Nicole Garcia, Stacy Martin, Pierre Niney e Benoît Magimel na apresentação de “Amantes” em Veneza

E esses elementos noir, foi buscar a algum lado a influência?

Sim. No início, a personagem da Stacy Martin tinha muito mais características da típica mulher fatal e influenciaram-me filmes como “O Carteiro Toca Sempre Duas Vezes” na abordagem da mulher entre dois homens. Mas se no início tive essa influência, depois tentei modificar um pouco as coisas, sair dos estereótipos, que não me interessavam. Gosto de personagens com ambivalências, de querem uma e outra coisa que colidem. Personagens como o Simon, que tem uma dignidade no fim que não conhecemos no início. Ou a personagem do Benoît Magimel, que no final revela-se o mais apaixonado de todos, pelo menos para mim. Por isso, sim. Comecei no noir, mas tentei esquivar-me dos clichês desse género de filmes.
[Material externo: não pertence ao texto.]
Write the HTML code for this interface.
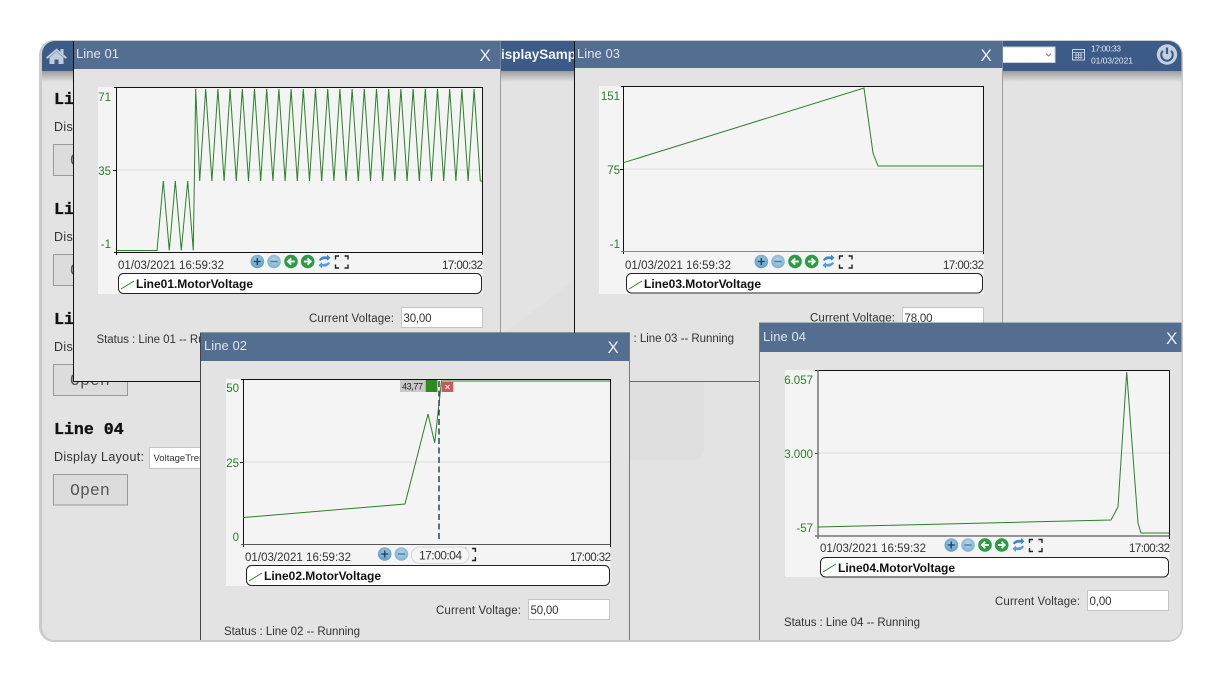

Muitas vezes dá vidas duplas às personagens dos seus filmes, como em “O Adversário” e aqui também. De certa maneira, também vive uma vida dupla, como atriz e realizadora?

A vida dupla faz parte de nós. Como atriz procuramos a sedução, estamos a fazer um papel que não é o nosso. Quando estás como realizadora, a energia é diferente. Por isso, nunca participei num filme realizado por mim.

Creio que pode ter razão, coloco nas personagens que escrevo qualquer coisa de duplicidade. Não como em“O Adversário”, onde tenho um homem que carrega em si uma máscara permanente. Aqui, a vida dupla da Stacy Martin leva-a a reencontrar aquele homem. Ela não diz que tudo acabou porque está casada, nem que abandona tudo e parte com ele, mas no final assume essa duplicidade, não cria uma história oficial, e sabe que vai pagar por esse reconhecimento e cumplicidade.

A tragédia é um elemento que acompanha sempre os seus filmes. É algo que a atrai?

Sim, é verdade. Carrego sempre a tragédia comigo. Os meus amigos estão sempre a dizer-me isso. ‘Tu és tão divertida, porque não escreves algo divertido?’Creio que escrevo com o que se afigura perante mim, como acontece com qualquer escritor. Às vezes não é necessariamente a tragédia, como por exemplo no “Um Instante de Amor” (Mal de Pierres.)

No “Amantes” há o encontrar o outro no meio da solidão, encontrar a pessoa que realmente conta para ti. E quando encontras esse outro, sentes que afinal é algo imperfeito, que não funciona. Todas as personagens procuram o amor e todas encontram contradições e ambivalências nessa procura.. Todas são muito solitárias e procuraram acima de tudo sair da situação em que estão.

E o destino, que ainda há pouco falou, tem também um papel fulcral no filme, e um pouco em toda a sua carreira. O destino e o passar do tempo, como muda o instante de cada um de nós. São temas sobre os quais reflete frequentemente?

O destino tem um grande papel a jogar e neste caso vai bater-lhe duas vezes. É uma tragédia que se desenrola em três atos e locais muito diferentes, Paris, Genebra e as ilhas Maurícias, e o destino vai cercá-la, especialmente no terceiro ato.

Esta foi a primeira vez que trabalhou com protagonistas mais jovens. Como foi esse trabalho e como escolheu a Stacy Martin e o Pierre Niney para o filme?

Escolhi a Stacy Martin por causa do Pierre Niney. Acho que os dois são muito contemporâneos e carregam em si algo de muito comum. São quase como gémeos, juntos e depois separados. E não podem ser separados. A tragédia espreita quando os separamos. O Benoit Magimel traz algo ao filme que coloca esta história ao nível da do Tristão, Isolda e o Rei Marco. Não é mitologia, nem Ópera, mas no mundo contemporâneo, esta podia ser a sua história. Um Tristão e Isolda contemporâneas.

Disse numa entrevista que era uma atriz que fazia filmes. Não se considera uma realizadora?

Bem, disse isso com muita humildade, mas não acredito efetivamente nisso. É muito importante para mim que as atrizes e atores saibam que fico muito contente com eles e com o filme pelas suas performances, dando-lhes assim confiança. Creio que consigo extrair isso deles porque venho daí, do trabalho de ator. Fiz teatro e depois cinema. É como se de manhã dissesse que sou uma atriz que faz filmes, mas depois, quando estou mais segura de mim, mais orgulhosa, digo que me tornei uma cineasta.